Clearly, the massive continental expansion which the Herbert Wigwe-led financial institution embarked upon few years back appears has started yielding the expected benefits as Access Holdings’ first quarter 2023 earnings reflected positive trajectory. The first quarter 2023 results established that the bank got off on the right foot and may end the year 2023 better than its 2022 performance.
Precisely, the first quarter 2023 unaudited results showed that the Holding Company’s (Holdco) gross earning maintained its upswing as it increased to N424.917 billion in the review period, higher than the N295.736 billion recorded in the first quarter of March 2022. Its profit after tax which declined marginally at the end of 2022, improved in the first quarter of 2023, to N71.636 billion, compared to N57.825 billion it realised in the first quarter of 2022.

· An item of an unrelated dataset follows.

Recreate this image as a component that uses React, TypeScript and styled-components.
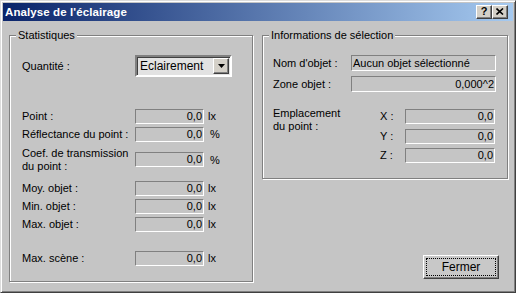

Also, Access Corporation’s total assets increased to N15.742 trillion as at the end of March 2023, up from N14.998 trillion recorded at the end of December 2022, loans and advances grew to N5.038 trillion in the review period, from N5.108 trillion as at December 2022, and customer deposits of N9.941 trillion as of March this, higher than the N9.2 51 trillion recorded at the end of December last year.
Also, Access Holdings’ full year results showed that total assets as at December 31, 2022, stood at N15 trillion, while its gross earnings crossed the N1 trillion mark to hit, N1.388 trillion, stronger than that of its peers in the league of tier-one banks.
With the latest acquisition move, it is expected that Access Holdings would soon realise its ambition of becoming an aggregator in Africa and a global payment gateway that provides trade finance support and correspondent banking across the continent.